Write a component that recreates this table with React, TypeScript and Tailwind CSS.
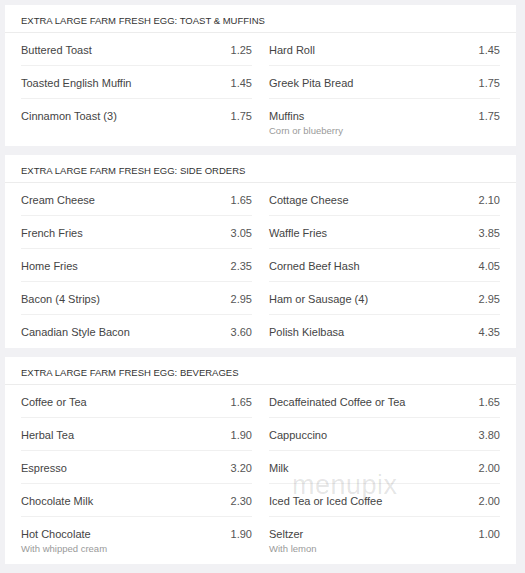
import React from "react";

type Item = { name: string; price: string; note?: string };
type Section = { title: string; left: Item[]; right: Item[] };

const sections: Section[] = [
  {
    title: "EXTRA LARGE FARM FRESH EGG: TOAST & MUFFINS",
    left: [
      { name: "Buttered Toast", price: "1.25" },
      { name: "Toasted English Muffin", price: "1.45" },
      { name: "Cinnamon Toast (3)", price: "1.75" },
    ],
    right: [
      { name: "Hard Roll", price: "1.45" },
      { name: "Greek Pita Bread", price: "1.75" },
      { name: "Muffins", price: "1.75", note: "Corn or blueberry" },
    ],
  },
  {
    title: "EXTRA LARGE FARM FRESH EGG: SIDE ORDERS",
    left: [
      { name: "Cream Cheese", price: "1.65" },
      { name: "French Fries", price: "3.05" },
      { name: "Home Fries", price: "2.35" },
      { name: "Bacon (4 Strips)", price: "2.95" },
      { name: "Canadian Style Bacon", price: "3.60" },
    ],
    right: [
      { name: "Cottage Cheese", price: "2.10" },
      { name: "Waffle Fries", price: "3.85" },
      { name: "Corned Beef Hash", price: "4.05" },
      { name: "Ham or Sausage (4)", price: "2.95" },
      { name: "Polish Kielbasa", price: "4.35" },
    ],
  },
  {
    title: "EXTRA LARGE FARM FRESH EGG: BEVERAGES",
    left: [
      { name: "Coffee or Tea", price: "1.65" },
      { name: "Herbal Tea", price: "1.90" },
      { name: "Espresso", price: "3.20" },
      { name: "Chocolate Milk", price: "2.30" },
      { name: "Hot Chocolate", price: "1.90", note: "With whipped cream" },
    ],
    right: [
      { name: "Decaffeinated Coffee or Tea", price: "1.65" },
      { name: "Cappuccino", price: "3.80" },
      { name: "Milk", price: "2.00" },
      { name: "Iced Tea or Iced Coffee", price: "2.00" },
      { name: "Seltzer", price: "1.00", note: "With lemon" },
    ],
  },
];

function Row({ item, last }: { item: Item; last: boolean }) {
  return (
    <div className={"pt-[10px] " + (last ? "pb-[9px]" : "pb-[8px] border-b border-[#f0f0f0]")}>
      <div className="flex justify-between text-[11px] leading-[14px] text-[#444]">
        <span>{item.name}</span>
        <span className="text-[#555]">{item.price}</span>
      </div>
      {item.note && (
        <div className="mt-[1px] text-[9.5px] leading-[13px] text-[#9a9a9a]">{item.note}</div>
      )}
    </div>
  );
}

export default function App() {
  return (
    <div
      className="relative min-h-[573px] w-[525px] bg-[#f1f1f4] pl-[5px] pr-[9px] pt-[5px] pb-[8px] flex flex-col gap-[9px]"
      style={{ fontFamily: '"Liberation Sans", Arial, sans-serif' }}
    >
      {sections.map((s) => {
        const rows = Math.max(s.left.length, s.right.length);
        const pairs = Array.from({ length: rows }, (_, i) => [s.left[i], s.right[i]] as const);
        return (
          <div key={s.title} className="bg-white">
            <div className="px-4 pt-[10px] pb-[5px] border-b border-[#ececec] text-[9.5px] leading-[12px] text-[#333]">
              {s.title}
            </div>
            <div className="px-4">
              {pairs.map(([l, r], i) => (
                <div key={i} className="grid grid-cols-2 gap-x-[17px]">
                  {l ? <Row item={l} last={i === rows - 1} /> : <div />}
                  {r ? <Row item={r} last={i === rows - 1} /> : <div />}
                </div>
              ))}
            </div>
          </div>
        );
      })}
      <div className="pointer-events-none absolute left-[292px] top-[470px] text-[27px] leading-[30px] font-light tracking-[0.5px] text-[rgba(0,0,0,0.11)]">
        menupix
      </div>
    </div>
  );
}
* * *
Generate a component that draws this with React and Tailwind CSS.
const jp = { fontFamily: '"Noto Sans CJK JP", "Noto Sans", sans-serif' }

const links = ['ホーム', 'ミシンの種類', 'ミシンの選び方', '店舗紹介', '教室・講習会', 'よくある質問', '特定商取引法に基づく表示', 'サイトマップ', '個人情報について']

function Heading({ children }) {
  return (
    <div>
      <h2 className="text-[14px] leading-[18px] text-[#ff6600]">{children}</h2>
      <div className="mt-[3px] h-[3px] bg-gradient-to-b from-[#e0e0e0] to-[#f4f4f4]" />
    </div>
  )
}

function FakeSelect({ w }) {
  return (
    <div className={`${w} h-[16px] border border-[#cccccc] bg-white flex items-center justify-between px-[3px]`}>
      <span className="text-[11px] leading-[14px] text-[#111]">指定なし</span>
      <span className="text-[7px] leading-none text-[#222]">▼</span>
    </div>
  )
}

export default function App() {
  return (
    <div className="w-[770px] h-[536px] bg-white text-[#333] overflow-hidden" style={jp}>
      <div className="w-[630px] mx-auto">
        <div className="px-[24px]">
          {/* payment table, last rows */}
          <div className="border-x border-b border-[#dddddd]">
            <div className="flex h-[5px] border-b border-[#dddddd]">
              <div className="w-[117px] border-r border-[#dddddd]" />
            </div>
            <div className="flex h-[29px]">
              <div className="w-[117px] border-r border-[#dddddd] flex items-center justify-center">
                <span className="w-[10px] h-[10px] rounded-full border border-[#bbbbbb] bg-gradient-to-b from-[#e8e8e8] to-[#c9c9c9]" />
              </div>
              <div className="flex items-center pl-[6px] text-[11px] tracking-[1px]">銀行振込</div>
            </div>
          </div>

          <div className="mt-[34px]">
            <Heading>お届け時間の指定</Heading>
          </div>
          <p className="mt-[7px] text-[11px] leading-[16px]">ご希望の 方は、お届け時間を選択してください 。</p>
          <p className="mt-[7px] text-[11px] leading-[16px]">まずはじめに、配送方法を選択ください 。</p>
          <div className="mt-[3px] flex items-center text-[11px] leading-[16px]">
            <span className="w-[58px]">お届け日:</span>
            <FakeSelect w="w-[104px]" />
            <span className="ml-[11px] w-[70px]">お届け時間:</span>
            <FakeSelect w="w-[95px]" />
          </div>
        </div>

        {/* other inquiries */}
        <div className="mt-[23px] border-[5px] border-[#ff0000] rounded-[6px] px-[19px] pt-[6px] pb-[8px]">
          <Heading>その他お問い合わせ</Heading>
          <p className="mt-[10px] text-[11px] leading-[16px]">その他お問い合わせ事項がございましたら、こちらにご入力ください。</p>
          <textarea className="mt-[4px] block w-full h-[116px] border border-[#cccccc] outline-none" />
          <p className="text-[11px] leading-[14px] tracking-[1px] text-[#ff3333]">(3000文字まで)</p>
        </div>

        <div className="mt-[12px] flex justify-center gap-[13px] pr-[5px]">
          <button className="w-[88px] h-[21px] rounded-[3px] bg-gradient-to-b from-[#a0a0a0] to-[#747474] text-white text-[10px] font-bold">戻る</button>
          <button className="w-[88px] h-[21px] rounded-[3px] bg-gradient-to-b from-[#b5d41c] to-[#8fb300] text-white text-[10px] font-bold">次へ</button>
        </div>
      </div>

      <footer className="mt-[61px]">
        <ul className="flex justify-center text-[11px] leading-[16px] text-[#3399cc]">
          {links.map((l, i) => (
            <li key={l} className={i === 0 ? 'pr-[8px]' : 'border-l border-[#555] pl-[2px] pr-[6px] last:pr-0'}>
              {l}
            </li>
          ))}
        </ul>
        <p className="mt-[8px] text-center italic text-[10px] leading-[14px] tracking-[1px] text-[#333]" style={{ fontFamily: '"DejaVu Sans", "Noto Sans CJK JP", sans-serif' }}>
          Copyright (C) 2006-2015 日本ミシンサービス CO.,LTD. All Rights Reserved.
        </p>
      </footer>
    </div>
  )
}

## GOAL
Copy out only the lines from the one containing "Write a component" through the one containing "string; left: Item[];", exactly, with both ends. Any picture is left out.

## FINAL RESULT
Write a component that recreates this table with React, TypeScript and Tailwind CSS.
import React from "react";

type Item = { name: string; price: string; note?: string };
type Section = { title: string; left: Item[]; right: Item[] };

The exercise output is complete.